The abandonment of Afghanistan has been explicit for 18 months, the greatest failure seems to have been in failing to conceptualise or communicate the geopolitical consequences of withdrawing troops and financial aid from Afghanistan. Foreign policy seems to have been conducted through the persuasive lens of preventing the loss of US lives and limiting the money spent on Iraq. The scenes of desperation are not a reflection of the Biden administration. They are the expression of a 20-year war that cost $2 trillion dollars, 150,000 lives offering no plausible ending. Though the analysis about Taliban takeover was accurate and well reported, little apart from the following quote from the FT editorial board was done to conceptualise what a Taliban rule might mean:
‘a new Taliban takeover would jeopardise the advances that have been achieved in the past 18 years: women’s rights to education and work, schooling for millions of young people, the elements of democracy that have been built. If any power-sharing arrangement can be agreed, the best foreign powers can do – including China, which is building a presence – is to offer co-ordinated investment. To stand any chance of escaping the cycle of killing of the past 40 years, Afghanistan will need all the help it can get’.
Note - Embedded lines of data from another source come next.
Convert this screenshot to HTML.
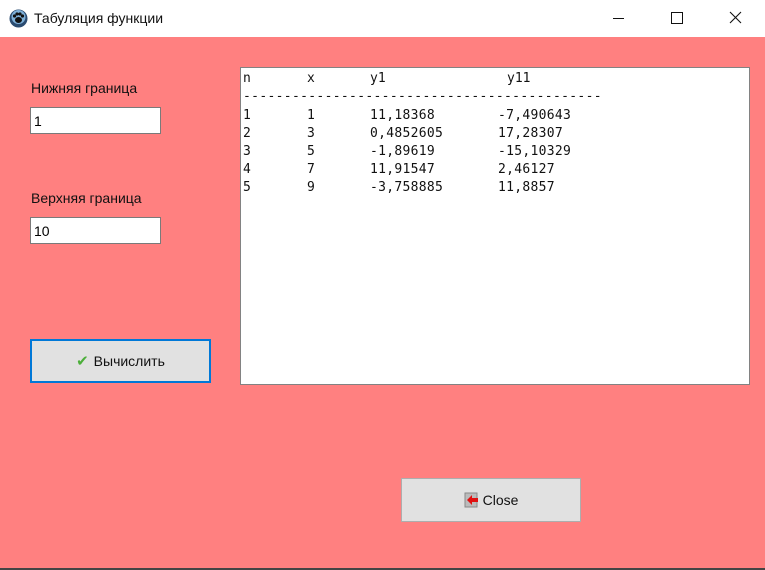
<!DOCTYPE html><html><head><style>
body{margin:0;width:765px;height:570px;overflow:hidden;font-family:"Liberation Sans","DejaVu Sans",sans-serif;background:#fff;position:relative}
.t{position:absolute;left:0;top:0;width:765px;height:37px;background:#fff}
.c{position:absolute;left:0;top:37px;width:765px;height:531px;background:#ff8080}
.a{position:absolute}
.lbl{font-size:14px;color:#111}
.inp{position:absolute;background:#fff;border:1px solid #7a7a7a;box-sizing:border-box;font-size:14px;padding:5px 0 0 3px}
.m{position:absolute;font-family:"DejaVu Sans Mono","Liberation Mono",monospace;font-size:13px;color:#111;white-space:pre}
.btn{position:absolute;background:#e1e1e1;box-sizing:border-box;font-size:14px;color:#111;display:flex;align-items:center;justify-content:center}
</style></head><body>
<div class="t"></div>
<svg class="a" style="left:9px;top:9px" width="19" height="19"><circle cx="9.5" cy="9.5" r="9" fill="#2a4b70"/><circle cx="9.5" cy="8" r="7" fill="#7fb1d9"/><ellipse cx="9.5" cy="11" rx="3.5" ry="3" fill="#111"/><circle cx="5.5" cy="7" r="1.6" fill="#111"/><circle cx="8" cy="5" r="1.6" fill="#111"/><circle cx="11" cy="5" r="1.6" fill="#111"/><circle cx="13.5" cy="7" r="1.6" fill="#111"/></svg>
<div class="a" style="left:34px;top:10px;font-size:14px;color:#111">Табуляция функции</div>
<div class="a" style="left:613px;top:18px;width:11px;height:1px;background:#111"></div>
<div class="a" style="left:671px;top:12px;width:10px;height:10px;border:1px solid #111"></div>
<svg class="a" style="left:729px;top:11px" width="13" height="13"><path d="M1 1L12 12M12 1L1 12" stroke="#111" stroke-width="1.1"/></svg>
<div class="c"></div>
<div class="a lbl" style="left:31px;top:80px">Нижняя граница</div>
<div class="inp" style="left:30px;top:107px;width:131px;height:27px">1</div>
<div class="a lbl" style="left:31px;top:190px">Верхняя граница</div>
<div class="inp" style="left:30px;top:217px;width:131px;height:27px">10</div>
<div class="btn" style="left:30px;top:339px;width:181px;height:44px;border:2px solid #0078d7"><span style="color:#4caf3a;margin-right:5px;font-size:15px">✔</span>Вычислить</div>
<div class="a" style="left:240px;top:67px;width:510px;height:318px;background:#fff;border:1px solid #828282;box-sizing:border-box"></div>
<div class="m" style="left:243px;top:71px">n</div><div class="m" style="left:307px;top:71px">x</div><div class="m" style="left:370px;top:71px">y1</div><div class="m" style="left:507px;top:71px">y11</div>
<div class="m" style="left:243px;top:89px;letter-spacing:0.33px">--------------------------------------------</div>
<div class="m" style="left:243px;top:107px;line-height:18px">1
2
3
4
5</div>
<div class="m" style="left:307px;top:107px;line-height:18px">1
3
5
7
9</div>
<div class="m" style="left:370px;top:107px;line-height:18px;letter-spacing:0.3px">11,18368
0,4852605
-1,89619
11,91547
-3,758885</div>
<div class="m" style="left:498px;top:107px;line-height:18px;letter-spacing:0.3px">-7,490643
17,28307
-15,10329
2,46127
11,8857</div>
<div class="btn" style="left:401px;top:478px;width:180px;height:44px;border:1px solid #adadad"><svg width="16" height="16" style="margin-right:3px"><rect x="1" y="1" width="12" height="14" fill="#bbb" stroke="#888"/><path d="M3 8L8 3V6H14V10H8V13Z" fill="#e01010"/></svg>Close</div>
<div class="a" style="left:0;top:568px;width:765px;height:2px;background:#444"></div>
</body></html>
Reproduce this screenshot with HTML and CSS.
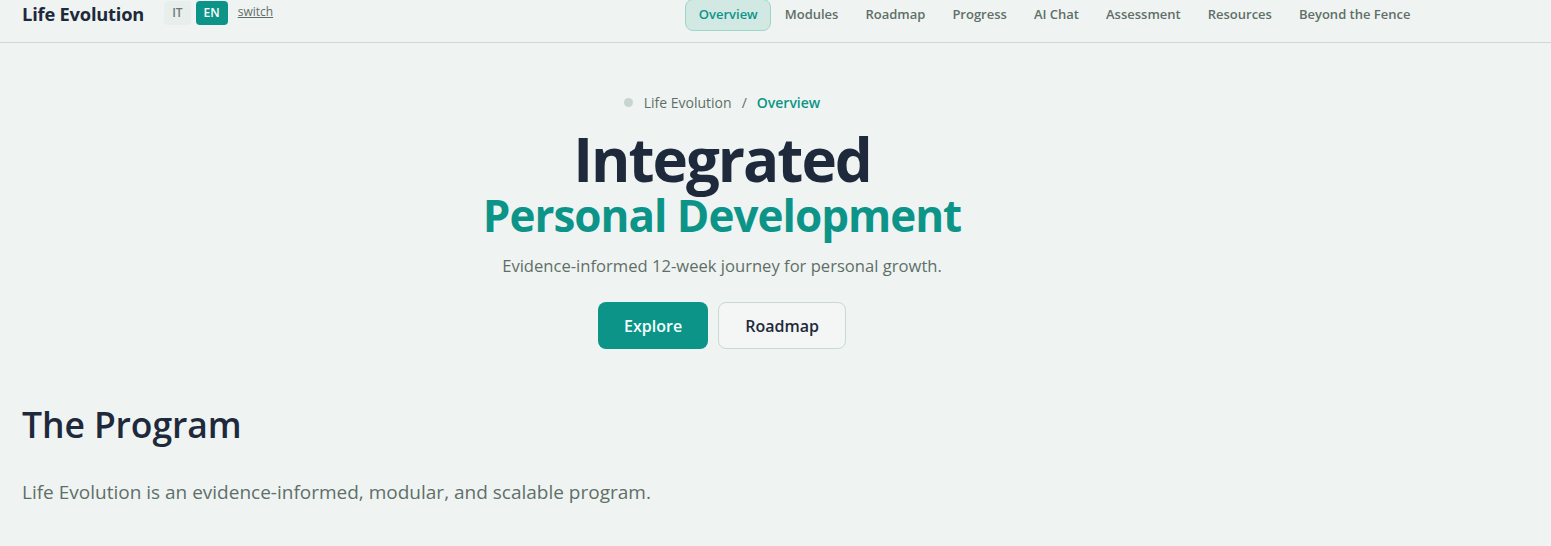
FILE: index.html
```html
<!DOCTYPE html>
<html lang="en">
<head>
<meta charset="utf-8">
<title>Life Evolution</title>
<link rel="stylesheet" href="styles.css">
</head>
<body>
<header class="topbar">
  <div class="brand">Life Evolution</div>
  <div class="lang">
    <span class="lang-btn">IT</span>
    <span class="lang-btn active">EN</span>
    <a class="switch" href="#">switch</a>
  </div>
  <nav class="nav">
    <a class="nav-item current" href="#">Overview</a>
    <a class="nav-item" href="#">Modules</a>
    <a class="nav-item" href="#">Roadmap</a>
    <a class="nav-item" href="#">Progress</a>
    <a class="nav-item" href="#">AI Chat</a>
    <a class="nav-item" href="#">Assessment</a>
    <a class="nav-item" href="#">Resources</a>
    <a class="nav-item" href="#">Beyond the Fence</a>
  </nav>
</header>
<main class="container">
  <section class="hero">
    <div class="crumbs">
      <span class="dot"></span>
      <span class="crumb">Life Evolution</span>
      <span class="sep">/</span>
      <span class="crumb here">Overview</span>
    </div>
    <h1 class="title">Integrated</h1>
    <div class="subtitle">Personal Development</div>
    <p class="lead">Evidence-informed 12-week journey for personal growth.</p>
    <div class="actions">
      <a class="btn primary" href="#">Explore</a>
      <a class="btn ghost" href="#">Roadmap</a>
    </div>
  </section>
  <section class="program">
    <h2>The Program</h2>
    <p>Life Evolution is an evidence-informed, modular, and scalable program.</p>
  </section>
</main>
</body>
</html>
```
FILE: styles.css
```css
* { box-sizing: border-box; }
html, body { margin: 0; padding: 0; }
body {
  background: #eff4f2;
  font-family: "Open Sans", "Noto Sans", "Liberation Sans", sans-serif;
  color: #1e293b;
}
a { text-decoration: none; color: inherit; }

.topbar {
  height: 43px;
  border-bottom: 1px solid #cbdcd6;
  display: flex;
  align-items: flex-start;
  padding: 0 127px 0 22px;
}
.brand {
  font-size: 18.3px;
  font-weight: 700;
  color: #1e293b;
  line-height: 28px;
  letter-spacing: -0.2px;
}
.lang {
  display: flex;
  align-items: center;
  gap: 5px;
  margin-left: 20px;
  margin-top: 1px;
}
.lang-btn {
  font-size: 12px;
  font-weight: 600;
  padding: 0 8px;
  height: 24px;
  line-height: 24px;
  border-radius: 4px;
  background: #e8eeec;
  color: #6b7c76;
}
.lang-btn.active {
  background: #0d9488;
  color: #ffffff;
}
.switch {
  font-size: 12px;
  color: #5f6f68;
  text-decoration: underline;
  margin-left: 5px;
  margin-top: -4px;
}
.nav {
  margin-left: auto;
  display: flex;
  align-items: flex-start;
}
.nav-item {
  font-size: 13px;
  font-weight: 600;
  color: #5f6f68;
  padding: 0 12.5px;
  height: 32px;
  line-height: 28px;
  border: 1px solid transparent;
  border-radius: 8px;
  margin-top: -1px;
}
.nav-item.current {
  background: #d2e8e3;
  border-color: #9fd5ca;
  color: #0d9488;
}

.container {
  width: 1444px;
  padding: 0 22px;
}
.hero {
  display: flex;
  flex-direction: column;
  align-items: center;
  padding-top: 49px;
}
.crumbs {
  display: flex;
  align-items: center;
  font-size: 14px;
  color: #5f6f68;
  height: 20px;
}
.dot {
  width: 9px;
  height: 9px;
  border-radius: 50%;
  background: #c6d5d0;
  margin-right: 11px;
}
.sep { margin: 0 10px; }
.crumb.here { color: #0d9488; font-weight: 600; }
.title {
  margin: 18px 0 0;
  font-size: 60px;
  font-weight: 700;
  line-height: 58px;
  color: #1e293b;
  letter-spacing: -2px;
}
.subtitle {
  margin-top: 5px;
  font-size: 44px;
  font-weight: 700;
  line-height: 44px;
  color: #0d9488;
  letter-spacing: -1px;
}
.lead {
  margin: 17px 0 0;
  font-size: 16.6px;
  line-height: 24px;
  color: #5f6f68;
}
.actions {
  display: flex;
  gap: 10px;
  margin-top: 24px;
}
.btn {
  padding-top: 2px;
  line-height: 43px;
  border-radius: 8px;
  font-size: 16px;
  font-weight: 600;
  border: 1px solid transparent;
}
.btn.primary {
  background: #0d9488;
  color: #f4fffd;
  padding-left: 25px;
  padding-right: 25px;
}
.btn.ghost {
  background: #f3f6f5;
  border-color: #c8d8d3;
  color: #1e293b;
  padding-left: 26px;
  padding-right: 26px;
}

.program {
  padding-top: 51px;
}
.program h2 {
  margin: 0;
  font-size: 35.5px;
  font-weight: 600;
  line-height: 48px;
  color: #1e293b;
  letter-spacing: -0.1px;
}
.program p {
  margin: 30px 0 0;
  font-size: 19px;
  line-height: 28px;
  color: #5f6f68;
}
```
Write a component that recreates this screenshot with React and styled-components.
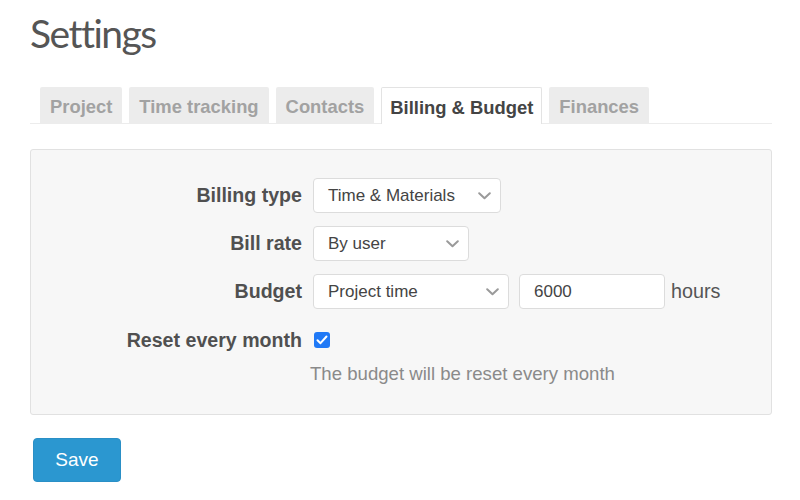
import React from "react";
import styled, { createGlobalStyle } from "styled-components";

const Global = createGlobalStyle`
  html, body { margin: 0; padding: 0; background: #fff; }
  body { font-family: "Liberation Sans", Arial, sans-serif; color: #555; }
`;

const Page = styled.div`
  padding: 9px 28px 0 30px;
`;

const Title = styled.h1`
  margin: 0;
  font-family: Lato, "Open Sans", sans-serif;
  font-weight: 400;
  font-size: 39px;
  line-height: 48px;
  letter-spacing: -1.5px;
  color: #555;
`;

const Tabs = styled.div`
  display: flex;
  gap: 7px;
  margin-top: 30px;
  padding-left: 10px;
  border-bottom: 1px solid #ececec;
`;

const Tab = styled.div`
  box-sizing: border-box;
  height: ${(p) => (p.$active ? "37px" : "36px")};
  line-height: 39px;
  padding: 0 ${(p) => (p.$active ? "8px" : "10px")};
  font-size: 18.4px;
  font-weight: 700;
  color: ${(p) => (p.$active ? "#444" : "#a2a2a2")};
  background: ${(p) => (p.$active ? "#fff" : "#ececec")};
  border: ${(p) => (p.$active ? "1px solid #e3e3e3" : "none")};
  border-bottom: none;
  margin-bottom: ${(p) => (p.$active ? "-1px" : "0")};
  border-radius: 2px 2px 0 0;
`;

const Panel = styled.div`
  margin-top: 25px;
  background: #f7f7f7;
  border: 1px solid #e1e1e1;
  border-radius: 3px;
  padding: 28px 0 29px 0;
`;

const Form = styled.div`
  display: grid;
  grid-template-columns: 271px 1fr;
  column-gap: 11px;
  row-gap: 13px;
`;

const Label = styled.div`
  text-align: right;
  font-size: 19.6px;
  font-weight: 700;
  line-height: ${(p) => p.$h || 35}px;
  color: #505050;
`;

const Controls = styled.div`
  display: flex;
  align-items: center;
  gap: 10px;
`;

const Select = styled.div`
  box-sizing: border-box;
  width: ${(p) => p.$w}px;
  height: 35px;
  display: flex;
  align-items: center;
  justify-content: space-between;
  padding: 0 9px 0 14px;
  background: #fff;
  border: 1px solid #dcdcdc;
  border-radius: 4px;
  font-size: 17px;
  color: #444;
`;

const Input = styled.div`
  box-sizing: border-box;
  width: 146px;
  height: 35px;
  display: flex;
  align-items: center;
  padding: 0 14px;
  background: #fff;
  border: 1px solid #dcdcdc;
  border-radius: 4px;
  font-size: 17px;
  color: #444;
`;

const Unit = styled.span`
  font-size: 19.8px;
  color: #555;
  margin-left: -4px;
`;

const CheckCell = styled.div`
  display: flex;
  flex-direction: column;
`;

const CheckRow = styled.div`
  height: 36px;
  display: flex;
  align-items: center;
`;

const Box = styled.span`
  width: 16px;
  height: 16px;
  margin-left: 1px;
  border-radius: 3px;
  background: #2079f6;
  display: inline-flex;
  align-items: center;
  justify-content: center;
`;

const Help = styled.div`
  margin-top: 5px;
  margin-left: -3px;
  font-size: 18.6px;
  line-height: 22px;
  color: #8a8a8a;
`;

const SaveButton = styled.button`
  margin: 23px 0 0 3px;
  width: 88px;
  height: 44px;
  border: 1px solid #2a8fc6;
  border-radius: 4px;
  background: #2b97d0;
  color: #fff;
  font-family: "Liberation Sans", Arial, sans-serif;
  font-size: 19px;
  padding: 0;
`;

const Chevron = () => (
  <svg width="13" height="8" viewBox="0 0 13 8">
    <path d="M1.2 1.2 L6.5 6.3 L11.8 1.2" fill="none" stroke="#9a9a9a" strokeWidth="2" strokeLinecap="round" strokeLinejoin="round" />
  </svg>
);

const Check = () => (
  <svg width="12" height="10" viewBox="0 0 12 10">
    <path d="M1.5 5.2 L4.5 8.2 L10.5 1.5" fill="none" stroke="#fff" strokeWidth="2" strokeLinecap="round" strokeLinejoin="round" />
  </svg>
);

const tabs = ["Project", "Time tracking", "Contacts", "Billing & Budget", "Finances"];

export default function App() {
  return (
    <Page>
      <Global />
      <Title>Settings</Title>
      <Tabs>
        {tabs.map((t) => (
          <Tab key={t} $active={t === "Billing & Budget"}>{t}</Tab>
        ))}
      </Tabs>
      <Panel>
        <Form>
          <Label>Billing type</Label>
          <Controls>
            <Select $w={188}>Time &amp; Materials<Chevron /></Select>
          </Controls>
          <Label>Bill rate</Label>
          <Controls>
            <Select $w={156}>By user<Chevron /></Select>
          </Controls>
          <Label>Budget</Label>
          <Controls>
            <Select $w={196}>Project time<Chevron /></Select>
            <Input>6000</Input>
            <Unit>hours</Unit>
          </Controls>
          <Label $h={36}>Reset every month</Label>
          <CheckCell>
            <CheckRow>
              <Box><Check /></Box>
            </CheckRow>
            <Help>The budget will be reset every month</Help>
          </CheckCell>
        </Form>
      </Panel>
      <SaveButton>Save</SaveButton>
    </Page>
  );
}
It seems that the obsession with the failure of the war and the narrative of ‘bring our troops home’ led towards the neglect of the question of what happens when the troops come home. Following the revelations of the Pegasus project that mobile phones are now vulnerable to phone hacking I have experienced a similar short sightedness in regard to media reportage over what it means to live in a world where Internet of Things devices can be easily hacked into. If third parties can access people’s mobile phones what does this mean for driverless cars and Artificial Intelligence. None of these questions were asked or written about in response to the Pegasus project and therefore we seem to have missed a vital opportunity to solve one of the most important cybersecurity questions of our time. Likewise I’ve seen the exact same thing happen with climate change where media reports fail to align climate disaster with the climate science, thus meaning that people that experience the trauma and disaster of climate change don’t associate it with global warming, meaning that the most painful evidence of climate change fails to increase support on climate politics. The exact same thing seems to have happened with the problem of Afghanistan – the correct questions weren’t asked until met with images of crises.
Journalism that effectively contextualises problems and communicate evidence helps people make better decisions that eventually lead to a better planet as a result of the effective critical thinking communicated through the media. In the event of Afghanistan the problems that we are now entertaining: the rights of women, the refugee crises, the implications of Taliban rule for India, the implications of Taliban rule on Chinese influence, the implications of Taliban rule on global terrorism, should have been entertained at the same time as the Trump peace deal 18 months ago. This would’ve led to a much more complex discussion of the withdrawal from Afghanistan which would have given a more accurate communication of the problems that will be faced in pulling out, and, even then, the US may have found that giving up Afghanistan to the Taliban was the most effective long term geopolitical solution.